How to Detect Glucose

Our bodies make glucose as part of digesting certain foods, such as carbohydrates and refined sugars. There are many foods that produce glucose in us. Glucose is the energy supply that enables us to function and to be active. Insulin from our bodies lowers glucose when we have too much in our blood stream. Diabetics can be insulin resistant, causing their bodies to have high glucose levels. Others can have problems making enough insulin to handle glucose. It is important to detect glucose levels early to diagnose and to control existing diabetes. Many diabetics use a glucose meter to detect glucose at home.

How to Detect Glucose

Set out supplies (except soap and water). Wash and dry hands with soap and warm water.
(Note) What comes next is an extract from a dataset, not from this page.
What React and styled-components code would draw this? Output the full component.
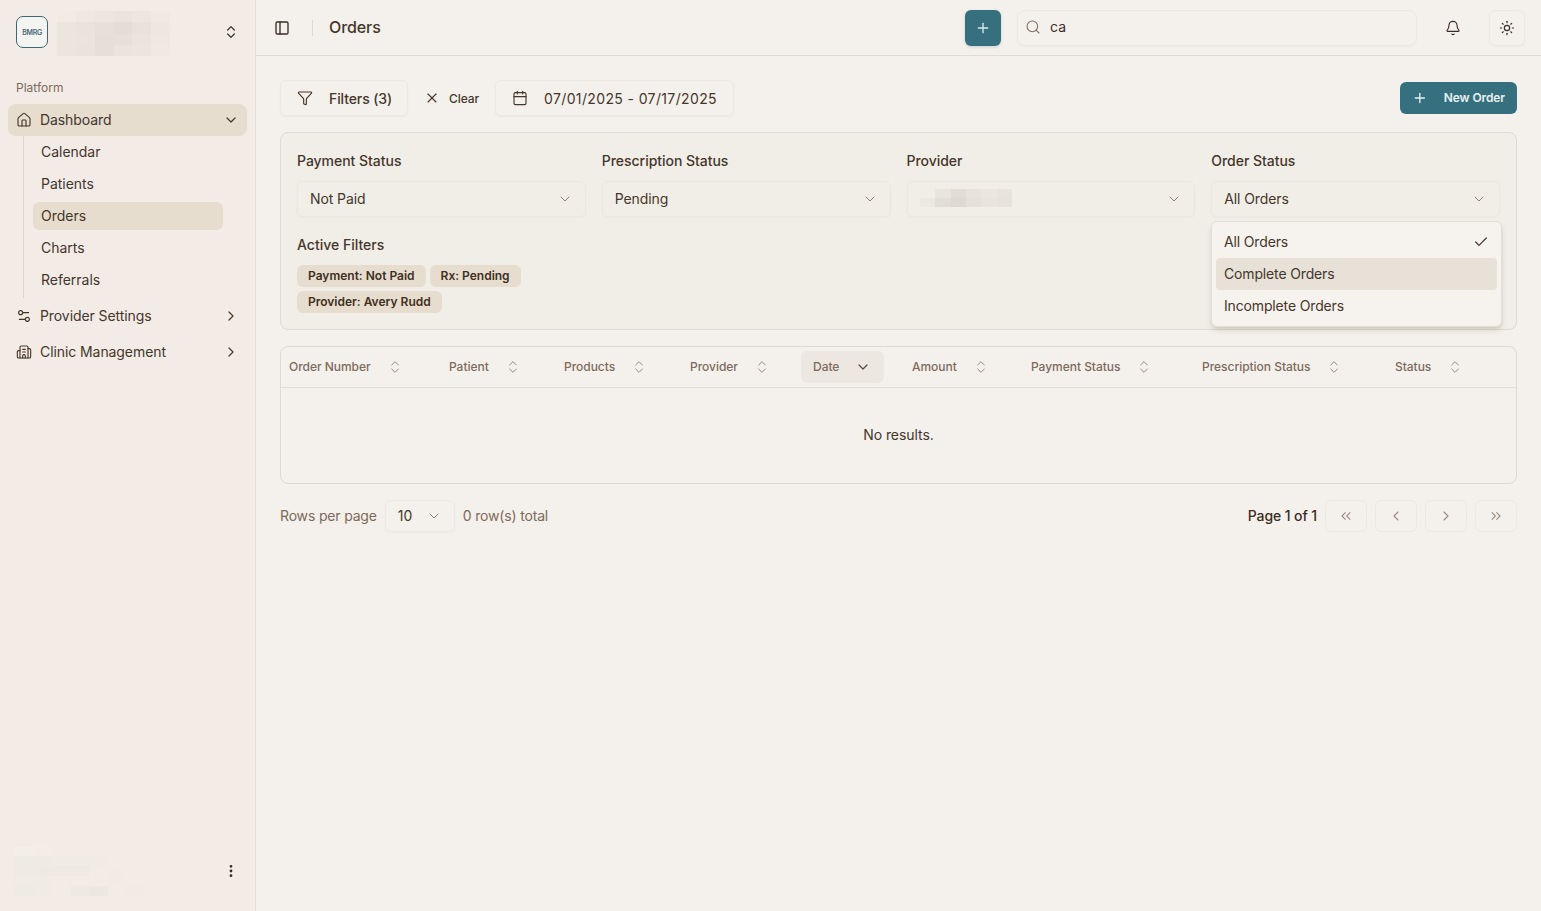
import React from 'react';
import styled, { createGlobalStyle } from 'styled-components';
import {
  House, ChevronDown, ChevronRight, ChevronsUpDown, Settings2, Building2, PanelLeft, Plus, Search, Bell, Sun,
  Funnel, X, Calendar, Check, ChevronsLeft, ChevronLeft, ChevronsRight, EllipsisVertical,
} from 'lucide-react';

const Global = createGlobalStyle`
  html, body { margin: 0; padding: 0; height: 100%; }
  body { background: #f4f1ec; color: #3a2c22; font-family: Inter, "Liberation Sans", sans-serif; font-size: 14px; }
  * { box-sizing: border-box; }
  #root { height: 100%; }
`;
const Shell = styled.div`display: flex; height: 911px; overflow: hidden;`;
const Sidebar = styled.aside`
  width: 256px; flex: none; background: #f3ece6; border-right: 1px solid #e3ded6;
  display: flex; flex-direction: column; padding: 8px;
`;
const Brand = styled.div`display: flex; align-items: center; height: 48px; padding: 0 8px; gap: 8px;`;
const BrandBlur = styled.div`margin: 3px 0 0 1px;`;
const LogoBox = styled.div`
  width: 32px; height: 32px; border-radius: 7px; border: 1px solid #3f6674; background: #f4f5f1; flex: none;
  display: flex; align-items: center; justify-content: center;
`;
const LogoText = styled.span`font-size: 7px; font-weight: 600; color: #4a6a78; letter-spacing: -0.3px;`;
const Mosaic = styled.svg`flex: none; display: block;`;
const Grow = styled.div`flex: 1;`;
const BrandChevron = styled(ChevronsUpDown)`color: #3a2c22;`;
const GroupLabel = styled.div`
  font-size: 12px; line-height: 16px; color: #7d6a5d; padding: 0 8px; margin: 24px 0 8px; height: 16px;
`;
const NavItem = styled.div`
  display: flex; align-items: center; gap: 8px; height: 32px; padding: 0 8px; margin-bottom: ${p => p.$mb || 0}px;
  border-radius: 8px; color: #45362b; background: ${p => p.$active ? '#e7ddcf' : 'transparent'};
  font-size: 14px; letter-spacing: -0.08px;
`;
const NavLabel = styled.span`flex: 1; padding-bottom: 1px;`;
const SubList = styled.div`
  margin: 0 0 0 15px; border-left: 1px solid #e0d8ce; padding: 2px 0 4px 9px; width: 200px;
  display: flex; flex-direction: column; gap: 4px;
`;
const SubItem = styled.div`
  height: 28px; display: flex; align-items: center; padding: 0 8px 1px; border-radius: 6px; color: #45362b;
  background: ${p => p.$active ? '#e7ddcf' : 'transparent'}; letter-spacing: -0.02px;
`;
const SubGap = styled.div`height: 2px; flex: none;`;
const UserRow = styled.div`display: flex; align-items: center; height: 48px; padding: 0 8px 0 7px; margin-bottom: 8px;`;

const Main = styled.main`flex: 1; min-width: 0; display: flex; flex-direction: column;`;
const Topbar = styled.header`
  height: 56px; flex: none; border-bottom: 1px solid #e0dcd5; display: flex; align-items: center; padding: 0 16px;
`;
const IconGhost = styled.div`width: 28px; height: 28px; display: flex; align-items: center; justify-content: center; margin-left: -4px; color: #3a2c22;`;
const Divider = styled.div`width: 1px; height: 16px; background: #ded9d1; margin: 0 16px;`;
const PageTitle = styled.div`font-size: 16px; font-weight: 500; color: #45362b; flex: 1; padding-bottom: 2px; letter-spacing: -0.1px;`;
const TealSquare = styled.div`
  width: 36px; height: 36px; border-radius: 6px; background: #36707f; color: #dcebec; display: flex;
  align-items: center; justify-content: center; box-shadow: 0 1px 3px rgba(54,112,127,.25); margin-right: 16px;
`;
const SearchBox = styled.div`
  width: 400px; height: 36px; border: 1px solid #ece8e2; border-radius: 8px; display: flex; align-items: center;
  gap: 9px; padding: 0 7px 1px; color: #3f3025; box-shadow: 0 1px 2px rgba(80,60,40,.04); margin-right: 18px;
`;
const SearchIcon = styled(Search)`color: #7f6d60;`;
const SearchValue = styled.span`padding-bottom: 1px;`;
const BellBtn = styled.div`width: 36px; height: 36px; display: flex; align-items: center; justify-content: center; color: #3a2c22; margin-right: 18px;`;
const SunBtn = styled.div`
  width: 36px; height: 36px; border: 1px solid #ece8e2; border-radius: 6px; display: flex; align-items: center;
  justify-content: center; color: #3a2c22; box-shadow: 0 1px 2px rgba(80,60,40,.04);
`;

const Content = styled.div`flex: 1; padding: 24px 24px 0; display: flex; flex-direction: column;`;
const Toolbar = styled.div`display: flex; align-items: center; height: 36px;`;
const OutlineBtn = styled.div`
  height: 36px; display: flex; align-items: center; border: 1px solid #ece8e2; border-radius: 6px; white-space: nowrap;
  box-shadow: 0 1px 2px rgba(80,60,40,.05); color: #45362b; font-weight: 500; padding: 0 15px 0 16px; gap: 16px; letter-spacing: -0.1px;
`;
const ClearBtn = styled.div`
  display: flex; align-items: center; gap: 9px; font-size: 12px; font-weight: 500; color: #45362b;
  padding: 0 16px; height: 36px; letter-spacing: -0.1px;
`;
const DateBtn = styled(OutlineBtn)`font-weight: 400; letter-spacing: 0.37px; width: 239px;`;
const NewOrder = styled.div`
  margin-left: auto; height: 32px; width: 117px; border-radius: 6px; background: #36707f; color: #e8f1f1; white-space: nowrap;
  display: flex; align-items: center; padding: 0 12px 1px; gap: 16px; font-size: 12px; font-weight: 600; letter-spacing: -0.1px;
`;

const FilterPanel = styled.section`
  position: relative; margin-top: 16px; border: 1px solid #dfdbd3; border-radius: 8px; background: #f1eee8;
  padding: 16px; height: 198px;
`;
const FilterGrid = styled.div`display: grid; grid-template-columns: repeat(4, 1fr); gap: 16px;`;
const Field = styled.div`display: flex; flex-direction: column; gap: 8px;`;
const FieldLabel = styled.div`line-height: 24px; font-weight: 500; color: #45362b; font-size: 14px; height: 24px; letter-spacing: -0.03px;`;
const SelectBox = styled.div`
  height: 36px; border: 1px solid #ebe7e0; border-radius: 6px; display: flex; align-items: center;
  justify-content: space-between; padding: 0 12px 2px; color: #45362b; letter-spacing: -0.1px; box-shadow: 0 1px 2px rgba(80,60,40,.03);
`;
const SelectChevron = styled(ChevronDown)`color: #8e7f73; position: relative; top: 1px;`;
const ActiveTitle = styled.div`font-weight: 500; color: #45362b; margin-top: 16px; line-height: 24px;`;
const Chips = styled.div`display: flex; flex-wrap: wrap; gap: 4px; width: 240px; margin-top: 8px;`;
const Chip = styled.span`
  height: 22px; border-radius: 6px; background: #e7ddcf; color: #3f2f22; font-size: 12px; font-weight: 600; letter-spacing: 0;
  display: inline-flex; align-items: center; padding: 0 11px 2px;
`;
const Menu = styled.div`
  position: absolute; top: 88px; right: 14px; width: 291px; height: 106px; background: #f6f2ed; border: 1px solid #e3dfd8;
  border-radius: 6px; padding: 4px; box-shadow: 0 4px 6px -1px rgba(60,40,20,.15), 0 2px 4px -2px rgba(60,40,20,.12);
  z-index: 2;
`;
const MenuItem = styled.div`
  height: 32px; display: flex; align-items: center; justify-content: space-between; padding: 0 8px 2px; border-radius: 4px; letter-spacing: -0.15px;
  color: #45362b; background: ${p => p.$hover ? '#e7e1d8' : 'transparent'};
`;
const MenuCheck = styled(Check)`position: relative; top: 1px;`;

const TableWrap = styled.section`margin-top: 16px; border: 1px solid #dfdbd3; border-radius: 8px; height: 138px;`;
const HeadRow = styled.div`
  height: 41px; border-bottom: 1px solid #e0dcd5; display: grid; align-items: center;
  grid-template-columns: 160px 115px 126px 123px 99px 119px 171px 193px 1fr;
`;
const HeadCell = styled.div`
  display: flex; align-items: center; gap: 16px; padding-left: 8px; font-size: 12px; font-weight: 500; color: #7d6a5d; letter-spacing: -0.03px; line-height: 14px;
`;
const ActiveHead = styled.div`
  display: flex; align-items: center; gap: 16px; height: 32px; width: 83px; margin-left: -12px; padding: 0 12px; border-radius: 6px; background: #ece8e1;
`;
const SortIcon = styled(ChevronsUpDown)`color: #8e7f73; flex: none;`;
const DateIcon = styled(ChevronDown)`color: #5a4a3e; flex: none;`;
const Empty = styled.div`height: 96px; display: flex; align-items: center; justify-content: center; color: #45362b; padding-bottom: 3px; letter-spacing: -0.05px;`;

const Pager = styled.div`display: flex; align-items: center; margin-top: 16px; height: 32px;`;
const Muted = styled.span`color: #7d6a5d; letter-spacing: -0.17px; padding-bottom: 2px;`;
const PageSelect = styled.div`
  width: 70px; height: 32px; margin: 0 8px; border: 1px solid #ece8e2; border-radius: 6px; display: flex; align-items: center;
  justify-content: space-between; padding: 0 12px 2px; color: #45362b; box-shadow: 0 1px 2px rgba(80,60,40,.04);
`;
const PageInfo = styled.span`margin-left: auto; margin-right: 8px; font-weight: 500; color: #3a2c22; padding-bottom: 2px; letter-spacing: -0.1px;`;
const PageBtns = styled.div`display: flex; gap: 8px;`;
const PageBtn = styled.div`
  width: 42px; height: 32px; border: 1px solid #ece8e2; border-radius: 6px; display: flex; align-items: center; justify-content: center;
  color: #9a8e84;
`;

const Mosaics = ({ cells, w, h, cols, rows }) => (
  <Mosaic width={w} height={h} viewBox={`0 0 ${cols} ${rows}`} preserveAspectRatio="none" shapeRendering="crispEdges">
    {cells.flatMap((row, y) => row.map((c, x) => c ? <rect key={`${x}-${y}`} x={x} y={y} width="1.02" height="1.02" fill={c} /> : null))}
  </Mosaic>
);
const brandCells = [
  ['#f1ebe4', '#efe8e1', '#ece6df', '#ebe3dc', '#ede6df', '#f0e9e2'],
  ['#ece5de', '#e9e3db', '#e7e0d8', '#e5ddd5', '#e9e2da', '#eee7e0'],
  ['#ece5de', '#ebe4dc', '#e6dfd7', '#e7e0d8', '#ebe4dc', '#efe8e1'],
  ['#ece5dd', '#eae3db', '#e7dfd7', '#ebe4dc', '#ece5dd', '#f0e9e2'],
];
const userCells = [
  ['#f3eee6', '#f3ede5', '#f3ece6', '#f3ece6', '#f3ece6', '#f3ece6', '#f3ece6'],
  ['#eeebe4', '#eeebe4', '#f0ebe4', '#f0ebe4', '#f2ebe5', '#f3ece6', '#f3ece6'],
  ['#efebe4', '#eeeae3', '#eeeae3', '#eeeae3', '#f2ece6', '#f2ebe5', '#f3ece6'],
  ['#f0ece5', '#f0ece5', '#f3ece6', '#f3ece6', '#f3ece6', '#f2ebe5', '#f3ece6'],
  ['#eeebe5', '#f0ece5', '#f3ece6', '#efe9e3', '#ede7e1', '#f3ece6', '#f2ebe5'],
];
const providerCells = [
  ['#f1eee8', '#e9e4de', '#e2dcd6', '#e7e2dc', '#ebe6e0', '#e8e3dd'],
  ['#ece8e2', '#e3ddd7', '#dfd9d3', '#e6e0da', '#e9e4de', '#e7e2dc'],
];

const heads = ['Order Number', 'Patient', 'Products', 'Provider', 'Date', 'Amount', 'Payment Status', 'Prescription Status', 'Status'];

export default function App() {
  return (
    <Shell>
      <Global />
      <Sidebar>
        <Brand>
          <LogoBox><LogoText>BMRG</LogoText></LogoBox>
          <BrandBlur><Mosaics cells={brandCells} w={113} h={45} cols={6} rows={4} /></BrandBlur>
          <Grow />
          <BrandChevron size={16} strokeWidth={1.8} />
        </Brand>
        <GroupLabel>Platform</GroupLabel>
        <NavItem $active>
          <House size={16} strokeWidth={1.7} />
          <NavLabel>Dashboard</NavLabel>
          <ChevronDown size={16} strokeWidth={1.8} />
        </NavItem>
        <SubList>
          <SubItem>Calendar</SubItem>
          <SubItem>Patients</SubItem>
          <SubItem $active>Orders</SubItem>
          <SubItem>Charts</SubItem>
          <SubItem>Referrals</SubItem>
        </SubList>
        <SubGap />
        <NavItem $mb={4}>
          <Settings2 size={16} strokeWidth={1.7} />
          <NavLabel>Provider Settings</NavLabel>
          <ChevronRight size={16} strokeWidth={1.8} />
        </NavItem>
        <NavItem>
          <Building2 size={16} strokeWidth={1.7} />
          <NavLabel>Clinic Management</NavLabel>
          <ChevronRight size={16} strokeWidth={1.8} />
        </NavItem>
        <Grow />
        <UserRow>
          <Mosaics cells={userCells} w={130} h={50} cols={7} rows={5} />
          <Grow />
          <EllipsisVertical size={16} strokeWidth={2.2} color="#3a2c22" />
        </UserRow>
      </Sidebar>
      <Main>
        <Topbar>
          <IconGhost><PanelLeft size={16} strokeWidth={2} /></IconGhost>
          <Divider />
          <PageTitle>Orders</PageTitle>
          <TealSquare><Plus size={16} strokeWidth={2} /></TealSquare>
          <SearchBox><SearchIcon size={16} strokeWidth={1.6} /><SearchValue>ca</SearchValue></SearchBox>
          <BellBtn><Bell size={16} strokeWidth={1.7} /></BellBtn>
          <SunBtn><Sun size={16} strokeWidth={1.7} /></SunBtn>
        </Topbar>
        <Content>
          <Toolbar>
            <OutlineBtn><Funnel size={16} strokeWidth={1.7} />Filters (3)</OutlineBtn>
            <ClearBtn><X size={16} strokeWidth={1.7} />Clear</ClearBtn>
            <DateBtn><Calendar size={16} strokeWidth={1.7} />07/01/2025 - 07/17/2025</DateBtn>
            <NewOrder><Plus size={16} strokeWidth={2} />New Order</NewOrder>
          </Toolbar>
          <FilterPanel>
            <FilterGrid>
              <Field><FieldLabel>Payment Status</FieldLabel><SelectBox>Not Paid<SelectChevron size={16} strokeWidth={1.5} /></SelectBox></Field>
              <Field><FieldLabel>Prescription Status</FieldLabel><SelectBox>Pending<SelectChevron size={16} strokeWidth={1.5} /></SelectBox></Field>
              <Field><FieldLabel>Provider</FieldLabel><SelectBox><Mosaics cells={providerCells} w={92} h={18} cols={6} rows={2} /><SelectChevron size={16} strokeWidth={1.5} /></SelectBox></Field>
              <Field><FieldLabel>Order Status</FieldLabel><SelectBox>All Orders<SelectChevron size={16} strokeWidth={1.5} /></SelectBox></Field>
            </FilterGrid>
            <ActiveTitle>Active Filters</ActiveTitle>
            <Chips>
              <Chip>Payment: Not Paid</Chip>
              <Chip>Rx: Pending</Chip>
              <Chip>Provider: Avery Rudd</Chip>
            </Chips>
            <Menu>
              <MenuItem>All Orders<MenuCheck size={16} strokeWidth={1.8} /></MenuItem>
              <MenuItem $hover>Complete Orders</MenuItem>
              <MenuItem>Incomplete Orders</MenuItem>
            </Menu>
          </FilterPanel>
          <TableWrap>
            <HeadRow>
              {heads.map(h => h === 'Date' ? (
                <HeadCell key={h}><ActiveHead>{h}<DateIcon size={16} strokeWidth={1.8} /></ActiveHead></HeadCell>
              ) : (
                <HeadCell key={h}>{h}<SortIcon size={16} strokeWidth={1.4} /></HeadCell>
              ))}
            </HeadRow>
            <Empty>No results.</Empty>
          </TableWrap>
          <Pager>
            <Muted>Rows per page</Muted>
            <PageSelect>10<SelectChevron size={16} strokeWidth={1.5} /></PageSelect>
            <Muted>0 row(s) total</Muted>
            <PageInfo>Page 1 of 1</PageInfo>
            <PageBtns>
              <PageBtn><ChevronsLeft size={16} strokeWidth={1.6} /></PageBtn>
              <PageBtn><ChevronLeft size={16} strokeWidth={1.6} /></PageBtn>
              <PageBtn><ChevronRight size={16} strokeWidth={1.6} /></PageBtn>
              <PageBtn><ChevronsRight size={16} strokeWidth={1.6} /></PageBtn>
            </PageBtns>
          </Pager>
        </Content>
      </Main>
    </Shell>
  );
}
Open the test strip bottle. Turn on the glucose meter. Follow the manufacturer’s instructions for inserting the test strip meter chip or for entering the test strip code in the glucose meter. Glucose meters vary on how this process is done. Turn on the glucose meter.

Open the lancet pen cap. Remove lancet protective cap. Load lancet into the lancet pen. Replace the lancet pen cap. Set lancet pen dial to the appropriate number for penetration depth.

Wipe finger tip with alcohol pad.

Place test strip into glucose meter, according to manufacturer’s instructions. Hold hand below heart level. Squeeze the finger tip to turn it red. Lance the finger tip. Apply small drop of blood to the test strip.

Wipe finger tip with alcohol pad. Unload lancet pen (reverse of step 3) and properly dispose of lancet.

Read glucose meter. Write down the glucose number in your log book. Remove test strip. Turn off glucose meter. Properly dispose of the remaining items. Return glucose meter and testing supplies to glucose carrying case. Store in a dry, temperature-controlled location.